Your job is to retype all of the data word for word, leaving every image out.

::::::

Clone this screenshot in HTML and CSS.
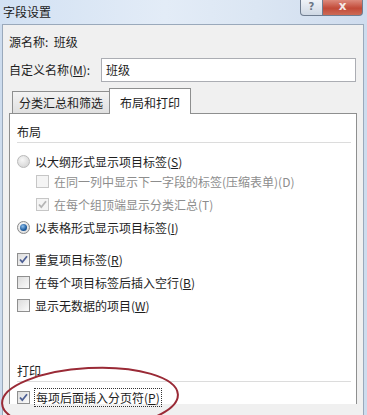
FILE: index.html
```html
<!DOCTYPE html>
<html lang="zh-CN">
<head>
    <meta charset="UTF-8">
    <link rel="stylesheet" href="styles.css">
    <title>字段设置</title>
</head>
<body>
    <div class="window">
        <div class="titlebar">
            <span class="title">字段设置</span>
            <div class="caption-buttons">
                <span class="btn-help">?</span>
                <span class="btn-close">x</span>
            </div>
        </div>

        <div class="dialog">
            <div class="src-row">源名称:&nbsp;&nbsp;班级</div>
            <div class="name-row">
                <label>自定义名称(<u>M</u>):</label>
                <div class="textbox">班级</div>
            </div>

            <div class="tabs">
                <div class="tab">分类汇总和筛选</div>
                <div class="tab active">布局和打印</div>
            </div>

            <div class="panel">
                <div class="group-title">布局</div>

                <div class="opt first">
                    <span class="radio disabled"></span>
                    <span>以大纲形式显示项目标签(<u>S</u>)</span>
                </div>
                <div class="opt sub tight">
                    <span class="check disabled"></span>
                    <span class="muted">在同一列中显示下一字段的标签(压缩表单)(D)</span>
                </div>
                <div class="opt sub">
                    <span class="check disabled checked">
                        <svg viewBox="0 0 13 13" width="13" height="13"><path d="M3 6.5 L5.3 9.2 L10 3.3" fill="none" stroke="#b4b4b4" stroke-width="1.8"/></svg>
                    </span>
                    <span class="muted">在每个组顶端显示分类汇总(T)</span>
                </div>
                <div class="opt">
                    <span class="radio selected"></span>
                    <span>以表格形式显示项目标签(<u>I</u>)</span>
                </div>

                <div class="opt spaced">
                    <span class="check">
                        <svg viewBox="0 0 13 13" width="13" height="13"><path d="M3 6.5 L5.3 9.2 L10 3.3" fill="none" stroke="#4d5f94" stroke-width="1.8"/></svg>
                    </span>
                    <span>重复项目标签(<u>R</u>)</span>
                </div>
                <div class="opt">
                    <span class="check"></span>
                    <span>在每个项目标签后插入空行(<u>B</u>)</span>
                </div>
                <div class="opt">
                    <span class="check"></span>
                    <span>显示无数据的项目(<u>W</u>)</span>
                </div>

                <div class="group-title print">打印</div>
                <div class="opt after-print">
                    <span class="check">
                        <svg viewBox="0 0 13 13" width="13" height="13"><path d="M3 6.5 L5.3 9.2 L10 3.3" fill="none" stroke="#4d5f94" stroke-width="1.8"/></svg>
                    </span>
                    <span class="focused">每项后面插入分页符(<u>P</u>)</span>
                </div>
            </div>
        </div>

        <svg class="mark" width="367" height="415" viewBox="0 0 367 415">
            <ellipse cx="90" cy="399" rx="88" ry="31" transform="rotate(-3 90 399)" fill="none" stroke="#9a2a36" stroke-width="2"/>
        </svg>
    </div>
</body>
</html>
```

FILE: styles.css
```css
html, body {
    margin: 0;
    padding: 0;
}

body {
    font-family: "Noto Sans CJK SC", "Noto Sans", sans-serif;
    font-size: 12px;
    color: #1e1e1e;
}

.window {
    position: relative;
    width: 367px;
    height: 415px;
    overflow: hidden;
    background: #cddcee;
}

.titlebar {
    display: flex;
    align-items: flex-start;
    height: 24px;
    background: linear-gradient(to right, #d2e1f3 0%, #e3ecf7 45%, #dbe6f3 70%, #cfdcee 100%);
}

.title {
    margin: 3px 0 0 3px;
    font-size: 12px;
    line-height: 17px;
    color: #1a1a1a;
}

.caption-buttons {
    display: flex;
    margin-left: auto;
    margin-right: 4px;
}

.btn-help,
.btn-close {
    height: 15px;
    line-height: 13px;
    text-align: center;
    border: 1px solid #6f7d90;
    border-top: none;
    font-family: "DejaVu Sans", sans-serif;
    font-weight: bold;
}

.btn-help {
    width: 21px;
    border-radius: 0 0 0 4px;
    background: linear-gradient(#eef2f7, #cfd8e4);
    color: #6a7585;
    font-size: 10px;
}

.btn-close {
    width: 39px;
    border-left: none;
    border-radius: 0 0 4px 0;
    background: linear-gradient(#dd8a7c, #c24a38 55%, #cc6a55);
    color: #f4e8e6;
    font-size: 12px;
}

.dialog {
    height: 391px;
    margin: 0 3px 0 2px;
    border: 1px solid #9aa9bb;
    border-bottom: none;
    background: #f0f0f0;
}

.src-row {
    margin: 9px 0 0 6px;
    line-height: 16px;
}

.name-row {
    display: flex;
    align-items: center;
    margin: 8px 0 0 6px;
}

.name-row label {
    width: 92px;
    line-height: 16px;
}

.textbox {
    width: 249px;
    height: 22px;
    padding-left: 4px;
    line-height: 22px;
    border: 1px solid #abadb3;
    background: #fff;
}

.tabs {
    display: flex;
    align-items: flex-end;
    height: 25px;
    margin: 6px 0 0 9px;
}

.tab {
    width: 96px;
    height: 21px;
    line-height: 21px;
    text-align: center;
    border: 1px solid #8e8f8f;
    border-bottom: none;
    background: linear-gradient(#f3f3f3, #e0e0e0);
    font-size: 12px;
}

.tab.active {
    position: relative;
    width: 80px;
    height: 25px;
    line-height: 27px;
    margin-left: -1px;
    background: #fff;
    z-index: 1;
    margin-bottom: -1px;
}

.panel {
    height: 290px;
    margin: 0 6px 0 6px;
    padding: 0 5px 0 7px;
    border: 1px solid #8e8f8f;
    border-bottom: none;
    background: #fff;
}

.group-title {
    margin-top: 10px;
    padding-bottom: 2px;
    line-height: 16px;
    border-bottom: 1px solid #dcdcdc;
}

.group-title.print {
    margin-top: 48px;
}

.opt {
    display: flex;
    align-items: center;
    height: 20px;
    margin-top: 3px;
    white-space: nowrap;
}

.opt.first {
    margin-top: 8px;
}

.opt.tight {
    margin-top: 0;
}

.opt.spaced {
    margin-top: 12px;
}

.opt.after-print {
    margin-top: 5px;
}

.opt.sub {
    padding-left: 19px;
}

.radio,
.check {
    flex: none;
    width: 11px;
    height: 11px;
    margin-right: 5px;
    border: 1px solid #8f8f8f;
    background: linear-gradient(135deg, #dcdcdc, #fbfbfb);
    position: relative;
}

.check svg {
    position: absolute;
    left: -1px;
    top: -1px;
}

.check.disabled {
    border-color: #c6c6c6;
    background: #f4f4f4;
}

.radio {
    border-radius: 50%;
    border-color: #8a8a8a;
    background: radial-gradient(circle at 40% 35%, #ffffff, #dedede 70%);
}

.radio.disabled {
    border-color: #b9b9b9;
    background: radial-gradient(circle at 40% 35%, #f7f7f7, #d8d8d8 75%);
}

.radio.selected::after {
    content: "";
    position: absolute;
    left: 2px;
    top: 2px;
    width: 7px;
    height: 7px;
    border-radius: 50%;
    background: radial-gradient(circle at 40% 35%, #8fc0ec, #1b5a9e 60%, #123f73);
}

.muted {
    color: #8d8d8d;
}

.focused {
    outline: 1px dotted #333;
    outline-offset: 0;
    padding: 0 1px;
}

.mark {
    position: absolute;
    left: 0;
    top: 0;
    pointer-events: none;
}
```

::::::

## Answer below:
Clone this screenshot in HTML and CSS.
FILE: index.html
```html
<!DOCTYPE html>
<html lang="zh-CN">
<head>
    <meta charset="UTF-8">
    <link rel="stylesheet" href="styles.css">
    <title>字段设置</title>
</head>
<body>
    <div class="window">
        <div class="titlebar">
            <span class="title">字段设置</span>
            <div class="caption-buttons">
                <span class="btn-help">?</span>
                <span class="btn-close">x</span>
            </div>
        </div>

        <div class="dialog">
            <div class="src-row">源名称:&nbsp;&nbsp;班级</div>
            <div class="name-row">
                <label>自定义名称(<u>M</u>):</label>
                <div class="textbox">班级</div>
            </div>

            <div class="tabs">
                <div class="tab">分类汇总和筛选</div>
                <div class="tab active">布局和打印</div>
            </div>

            <div class="panel">
                <div class="group-title">布局</div>

                <div class="opt first">
                    <span class="radio disabled"></span>
                    <span>以大纲形式显示项目标签(<u>S</u>)</span>
                </div>
                <div class="opt sub tight">
                    <span class="check disabled"></span>
                    <span class="muted">在同一列中显示下一字段的标签(压缩表单)(D)</span>
                </div>
                <div class="opt sub">
                    <span class="check disabled checked">
                        <svg viewBox="0 0 13 13" width="13" height="13"><path d="M3 6.5 L5.3 9.2 L10 3.3" fill="none" stroke="#b4b4b4" stroke-width="1.8"/></svg>
                    </span>
                    <span class="muted">在每个组顶端显示分类汇总(T)</span>
                </div>
                <div class="opt">
                    <span class="radio selected"></span>
                    <span>以表格形式显示项目标签(<u>I</u>)</span>
                </div>

                <div class="opt spaced">
                    <span class="check">
                        <svg viewBox="0 0 13 13" width="13" height="13"><path d="M3 6.5 L5.3 9.2 L10 3.3" fill="none" stroke="#4d5f94" stroke-width="1.8"/></svg>
                    </span>
                    <span>重复项目标签(<u>R</u>)</span>
                </div>
                <div class="opt">
                    <span class="check"></span>
                    <span>在每个项目标签后插入空行(<u>B</u>)</span>
                </div>
                <div class="opt">
                    <span class="check"></span>
                    <span>显示无数据的项目(<u>W</u>)</span>
                </div>

                <div class="group-title print">打印</div>
                <div class="opt after-print">
                    <span class="check">
                        <svg viewBox="0 0 13 13" width="13" height="13"><path d="M3 6.5 L5.3 9.2 L10 3.3" fill="none" stroke="#4d5f94" stroke-width="1.8"/></svg>
                    </span>
                    <span class="focused">每项后面插入分页符(<u>P</u>)</span>
                </div>
            </div>
        </div>

        <svg class="mark" width="367" height="415" viewBox="0 0 367 415">
            <ellipse cx="90" cy="399" rx="88" ry="31" transform="rotate(-3 90 399)" fill="none" stroke="#9a2a36" stroke-width="2"/>
        </svg>
    </div>
</body>
</html>
```

FILE: styles.css
```css
html, body {
    margin: 0;
    padding: 0;
}

body {
    font-family: "Noto Sans CJK SC", "Noto Sans", sans-serif;
    font-size: 12px;
    color: #1e1e1e;
}

.window {
    position: relative;
    width: 367px;
    height: 415px;
    overflow: hidden;
    background: #cddcee;
}

.titlebar {
    display: flex;
    align-items: flex-start;
    height: 24px;
    background: linear-gradient(to right, #d2e1f3 0%, #e3ecf7 45%, #dbe6f3 70%, #cfdcee 100%);
}

.title {
    margin: 3px 0 0 3px;
    font-size: 12px;
    line-height: 17px;
    color: #1a1a1a;
}

.caption-buttons {
    display: flex;
    margin-left: auto;
    margin-right: 4px;
}

.btn-help,
.btn-close {
    height: 15px;
    line-height: 13px;
    text-align: center;
    border: 1px solid #6f7d90;
    border-top: none;
    font-family: "DejaVu Sans", sans-serif;
    font-weight: bold;
}

.btn-help {
    width: 21px;
    border-radius: 0 0 0 4px;
    background: linear-gradient(#eef2f7, #cfd8e4);
    color: #6a7585;
    font-size: 10px;
}

.btn-close {
    width: 39px;
    border-left: none;
    border-radius: 0 0 4px 0;
    background: linear-gradient(#dd8a7c, #c24a38 55%, #cc6a55);
    color: #f4e8e6;
    font-size: 12px;
}

.dialog {
    height: 391px;
    margin: 0 3px 0 2px;
    border: 1px solid #9aa9bb;
    border-bottom: none;
    background: #f0f0f0;
}

.src-row {
    margin: 9px 0 0 6px;
    line-height: 16px;
}

.name-row {
    display: flex;
    align-items: center;
    margin: 8px 0 0 6px;
}

.name-row label {
    width: 92px;
    line-height: 16px;
}

.textbox {
    width: 249px;
    height: 22px;
    padding-left: 4px;
    line-height: 22px;
    border: 1px solid #abadb3;
    background: #fff;
}

.tabs {
    display: flex;
    align-items: flex-end;
    height: 25px;
    margin: 6px 0 0 9px;
}

.tab {
    width: 96px;
    height: 21px;
    line-height: 21px;
    text-align: center;
    border: 1px solid #8e8f8f;
    border-bottom: none;
    background: linear-gradient(#f3f3f3, #e0e0e0);
    font-size: 12px;
}

.tab.active {
    position: relative;
    width: 80px;
    height: 25px;
    line-height: 27px;
    margin-left: -1px;
    background: #fff;
    z-index: 1;
    margin-bottom: -1px;
}

.panel {
    height: 290px;
    margin: 0 6px 0 6px;
    padding: 0 5px 0 7px;
    border: 1px solid #8e8f8f;
    border-bottom: none;
    background: #fff;
}

.group-title {
    margin-top: 10px;
    padding-bottom: 2px;
    line-height: 16px;
    border-bottom: 1px solid #dcdcdc;
}

.group-title.print {
    margin-top: 48px;
}

.opt {
    display: flex;
    align-items: center;
    height: 20px;
    margin-top: 3px;
    white-space: nowrap;
}

.opt.first {
    margin-top: 8px;
}

.opt.tight {
    margin-top: 0;
}

.opt.spaced {
    margin-top: 12px;
}

.opt.after-print {
    margin-top: 5px;
}

.opt.sub {
    padding-left: 19px;
}

.radio,
.check {
    flex: none;
    width: 11px;
    height: 11px;
    margin-right: 5px;
    border: 1px solid #8f8f8f;
    background: linear-gradient(135deg, #dcdcdc, #fbfbfb);
    position: relative;
}

.check svg {
    position: absolute;
    left: -1px;
    top: -1px;
}

.check.disabled {
    border-color: #c6c6c6;
    background: #f4f4f4;
}

.radio {
    border-radius: 50%;
    border-color: #8a8a8a;
    background: radial-gradient(circle at 40% 35%, #ffffff, #dedede 70%);
}

.radio.disabled {
    border-color: #b9b9b9;
    background: radial-gradient(circle at 40% 35%, #f7f7f7, #d8d8d8 75%);
}

.radio.selected::after {
    content: "";
    position: absolute;
    left: 2px;
    top: 2px;
    width: 7px;
    height: 7px;
    border-radius: 50%;
    background: radial-gradient(circle at 40% 35%, #8fc0ec, #1b5a9e 60%, #123f73);
}

.muted {
    color: #8d8d8d;
}

.focused {
    outline: 1px dotted #333;
    outline-offset: 0;
    padding: 0 1px;
}

.mark {
    position: absolute;
    left: 0;
    top: 0;
    pointer-events: none;
}
```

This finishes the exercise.